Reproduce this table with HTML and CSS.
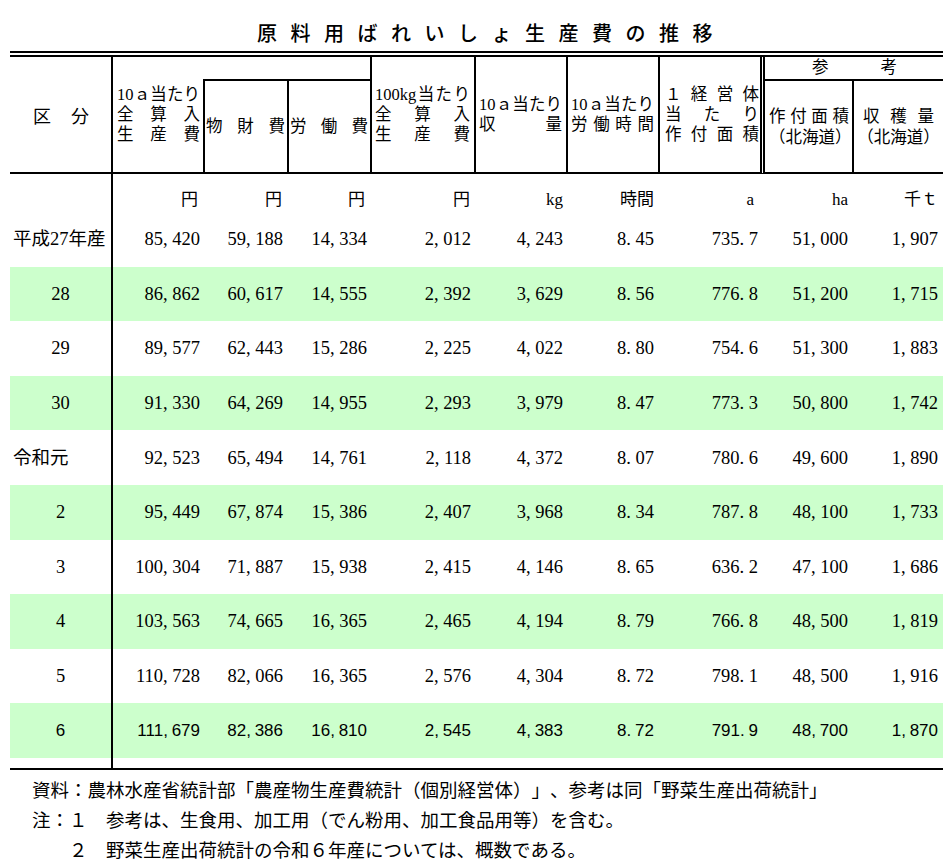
FILE: index.html
```html
<!DOCTYPE html>
<html lang="ja">
<head>
<meta charset="utf-8">
<title>原料用ばれいしょ生産費の推移</title>
<link rel="stylesheet" href="styles.css">
</head>
<body>
<h1 class="title">原料用ばれいしょ生産費の推移</h1>
<div class="sheet">
<table class="tbl">
<colgroup>
<col class="w0"><col class="w1"><col class="w2"><col class="w3"><col class="w4"><col class="w5"><col class="w6"><col class="w7"><col class="w8"><col class="w9">
</colgroup>
<thead>
<tr class="h1">
<th rowspan="2" class="kubun br bb"><div class="jl">区分</div></th>
<th rowspan="2" class="hc c1 bb"><div class="jl">10ａ当たり</div><div class="jl">全算入</div><div class="jl">生産費</div></th>
<th colspan="2" class="bb br"></th>
<th rowspan="2" class="hc c4 br bb"><div class="jl">100kg当たり</div><div class="jl">全算入</div><div class="jl">生産費</div></th>
<th rowspan="2" class="hc c5 br bb"><div class="jl">10ａ当たり</div><div class="jl">収量</div></th>
<th rowspan="2" class="hc c6 br bb"><div class="jl">10ａ当たり</div><div class="jl">労働時間</div></th>
<th rowspan="2" class="hc c7 bd bb"><div class="jl">１経営体</div><div class="jl">当たり</div><div class="jl">作付面積</div></th>
<th colspan="2" class="ref bb"><div class="jl">参考</div></th>
</tr>
<tr class="h2">
<th class="hc c2 bl br bb"><div class="jl">物財費</div></th>
<th class="hc c3 br bb"><div class="jl">労働費</div></th>
<th class="hc c8 br bb"><div class="jl">作付面積</div><div class="cn">（北海道）</div></th>
<th class="hc c9 bb"><div class="jl">収穫量</div><div class="cn">（北海道）</div></th>
</tr>
</thead>
<tbody>
<tr class="u">
<td></td><td>円</td><td>円</td><td>円</td><td>円</td><td>kg</td><td>時間</td><td>a</td><td>ha</td><td>千ｔ</td>
</tr>
<tr class="d">
<td class="k">平成27年産</td><td>85<span class="c">,</span>420</td><td>59<span class="c">,</span>188</td><td>14<span class="c">,</span>334</td><td>2<span class="c">,</span>012</td><td>4<span class="c">,</span>243</td><td>8<span class="c">.</span>45</td><td>735<span class="c">.</span>7</td><td>51<span class="c">,</span>000</td><td>1<span class="c">,</span>907</td>
</tr>
<tr class="d gr">
<td class="kc">28</td><td>86<span class="c">,</span>862</td><td>60<span class="c">,</span>617</td><td>14<span class="c">,</span>555</td><td>2<span class="c">,</span>392</td><td>3<span class="c">,</span>629</td><td>8<span class="c">.</span>56</td><td>776<span class="c">.</span>8</td><td>51<span class="c">,</span>200</td><td>1<span class="c">,</span>715</td>
</tr>
<tr class="d">
<td class="kc">29</td><td>89<span class="c">,</span>577</td><td>62<span class="c">,</span>443</td><td>15<span class="c">,</span>286</td><td>2<span class="c">,</span>225</td><td>4<span class="c">,</span>022</td><td>8<span class="c">.</span>80</td><td>754<span class="c">.</span>6</td><td>51<span class="c">,</span>300</td><td>1<span class="c">,</span>883</td>
</tr>
<tr class="d gr">
<td class="kc">30</td><td>91<span class="c">,</span>330</td><td>64<span class="c">,</span>269</td><td>14<span class="c">,</span>955</td><td>2<span class="c">,</span>293</td><td>3<span class="c">,</span>979</td><td>8<span class="c">.</span>47</td><td>773<span class="c">.</span>3</td><td>50<span class="c">,</span>800</td><td>1<span class="c">,</span>742</td>
</tr>
<tr class="d">
<td class="k">令和元</td><td>92<span class="c">,</span>523</td><td>65<span class="c">,</span>494</td><td>14<span class="c">,</span>761</td><td>2<span class="c">,</span>118</td><td>4<span class="c">,</span>372</td><td>8<span class="c">.</span>07</td><td>780<span class="c">.</span>6</td><td>49<span class="c">,</span>600</td><td>1<span class="c">,</span>890</td>
</tr>
<tr class="d gr">
<td class="kc">2</td><td>95<span class="c">,</span>449</td><td>67<span class="c">,</span>874</td><td>15<span class="c">,</span>386</td><td>2<span class="c">,</span>407</td><td>3<span class="c">,</span>968</td><td>8<span class="c">.</span>34</td><td>787<span class="c">.</span>8</td><td>48<span class="c">,</span>100</td><td>1<span class="c">,</span>733</td>
</tr>
<tr class="d">
<td class="kc">3</td><td>100<span class="c">,</span>304</td><td>71<span class="c">,</span>887</td><td>15<span class="c">,</span>938</td><td>2<span class="c">,</span>415</td><td>4<span class="c">,</span>146</td><td>8<span class="c">.</span>65</td><td>636<span class="c">.</span>2</td><td>47<span class="c">,</span>100</td><td>1<span class="c">,</span>686</td>
</tr>
<tr class="d gr">
<td class="kc">4</td><td>103<span class="c">,</span>563</td><td>74<span class="c">,</span>665</td><td>16<span class="c">,</span>365</td><td>2<span class="c">,</span>465</td><td>4<span class="c">,</span>194</td><td>8<span class="c">.</span>79</td><td>766<span class="c">.</span>8</td><td>48<span class="c">,</span>500</td><td>1<span class="c">,</span>819</td>
</tr>
<tr class="d">
<td class="kc">5</td><td>110<span class="c">,</span>728</td><td>82<span class="c">,</span>066</td><td>16<span class="c">,</span>365</td><td>2<span class="c">,</span>576</td><td>4<span class="c">,</span>304</td><td>8<span class="c">.</span>72</td><td>798<span class="c">.</span>1</td><td>48<span class="c">,</span>500</td><td>1<span class="c">,</span>916</td>
</tr>
<tr class="d gr g">
<td class="kc">6</td><td>111<span class="c">,</span>679</td><td>82<span class="c">,</span>386</td><td>16<span class="c">,</span>810</td><td>2<span class="c">,</span>545</td><td>4<span class="c">,</span>383</td><td>8<span class="c">.</span>72</td><td>791<span class="c">.</span>9</td><td>48<span class="c">,</span>700</td><td>1<span class="c">,</span>870</td>
</tr>
<tr class="sp">
<td></td><td></td><td></td><td></td><td></td><td></td><td></td><td></td><td></td><td></td>
</tr>
</tbody>
</table>
</div>
<div class="notes">
<p>資料：農林水産省統計部「農産物生産費統計（個別経営体）」、参考は同「野菜生産出荷統計」</p>
<p>注：１　参考は、生食用、加工用（でん粉用、加工食品用等）を含む。</p>
<p>　　２　野菜生産出荷統計の令和６年産については、概数である。</p>
</div>
</body>
</html>
```

FILE: styles.css
```css
html, body {
  margin: 0;
  padding: 0;
  background: #fff;
}
body {
  color: #000;
  font-family: "Noto Sans CJK JP", sans-serif;
}
.title {
  margin: 0;
  box-sizing: border-box;
  height: 51px;
  padding: 21px 0 0 34px;
  font-size: 20px;
  line-height: 24px;
  font-weight: 500;
  letter-spacing: 13.5px;
  text-align: center;
  font-family: "Noto Sans CJK JP", sans-serif;
}
.sheet {
  margin-left: 10px;
  width: 933px;
  border-top: 6px double #000;
}
.tbl {
  width: 933px;
  table-layout: fixed;
  border-collapse: separate;
  border-spacing: 0;
}
.w0 { width: 103px; }
.w1 { width: 90px; }
.w2 { width: 86px; }
.w3 { width: 83px; }
.w4 { width: 104px; }
.w5 { width: 92px; }
.w6 { width: 92px; }
.w7 { width: 105px; }
.w8 { width: 89px; }
.w9 { width: 89px; }

th {
  font-weight: normal;
  padding: 0;
  vertical-align: middle;
  font-family: "Liberation Serif", "Noto Sans CJK JP", serif;
  font-size: 16.5px;
  line-height: 20px;
}
.bb { border-bottom: 2px solid #000; }
.br { border-right: 2px solid #000; }
.bl { border-left: 2px solid #000; }
.bd { border-right: 5px double #000; }

.h1 { height: 24px; }
.h2 { height: 93px; }

.jl {
  text-align: justify;
  text-align-last: justify;
}
.cn {
  text-align: center;
}
.kubun {
  padding: 0 22px 0 23px;
  font-family: "Noto Sans CJK JP", sans-serif;
  font-size: 18px;
}
.c1 { padding: 0 3px 0 4px; }
.c2 { padding: 0 2px 0 1px; }
.c3 { padding: 0 2px 0 1px; }
.c4 { padding: 0 4px 0 3px; }
.c5 { padding: 0 4px 0 3px; }
.c6 { padding: 0 4px 0 3px; }
.c7 { padding: 0 1px 0 5px; }
.c8 { padding: 0 3px 0 4px; line-height: 21px; }
.c9 { padding: 0 9px 0 9px; line-height: 21px; }
.c9 .cn { margin: 0 -7px; }
.ref {
  padding: 0 46px 0 47px;
}

td {
  padding: 0;
  font-family: "Liberation Serif", "Noto Sans CJK JP", serif;
  font-size: 18.5px;
  line-height: 20px;
  text-align: right;
  vertical-align: middle;
  white-space: nowrap;
}
tbody td:first-child {
  border-right: 2px solid #000;
}
.c {
  display: inline-block;
  width: 0.5em;
  text-align: left;
}

.u { height: 38px; }
.u td {
  vertical-align: bottom;
  padding-bottom: 2px;
  font-size: 17px;
}
.u td:nth-child(2) { padding-right: 5px; }
.u td:nth-child(3) { padding-right: 7px; }
.u td:nth-child(4) { padding-right: 7px; }
.u td:nth-child(5) { padding-right: 6px; }
.u td:nth-child(6) { padding-right: 5px; }
.u td:nth-child(7) { padding-right: 6px; }
.u td:nth-child(8) { padding-right: 11px; }
.u td:nth-child(9) { padding-right: 6px; }
.u td:nth-child(10) { padding-right: 5px; }

.d { height: 54.6px; }
.d.gr td { background: #ccffcc; }
.d td:nth-child(2) { padding-right: 3px; }
.d td:nth-child(3) { padding-right: 6px; }
.d td:nth-child(4) { padding-right: 5px; }
.d td:nth-child(5) { padding-right: 5px; }
.d td:nth-child(6) { padding-right: 5px; }
.d td:nth-child(7) { padding-right: 6px; }
.d td:nth-child(8) { padding-right: 7px; }
.d td:nth-child(9) { padding-right: 6px; }
.d td:nth-child(10) { padding-right: 5px; }
.d td.k {
  text-align: left;
  padding-left: 3px;
}
.d td.kc {
  text-align: center;
}
.d.g td {
  font-family: "Liberation Sans", "Noto Sans CJK JP", sans-serif;
  font-size: 17px;
}

.sp td {
  height: 10px;
  border-bottom: 2px solid #000;
}

.notes {
  padding: 4px 0 0 32px;
  font-family: "Noto Sans CJK JP", sans-serif;
  font-size: 18.5px;
  line-height: 30px;
  text-spacing-trim: space-all;
}
.notes p {
  margin: 0;
  white-space: pre;
}
```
┄┄┄┄┄┄┄┄┄┄
| Goal |
Look through the data above. Each line containing the word "table" needs to be copied.

| Exercise solution |
Reproduce this table with HTML and CSS.
<table class="tbl">
</table>
  table-layout: fixed;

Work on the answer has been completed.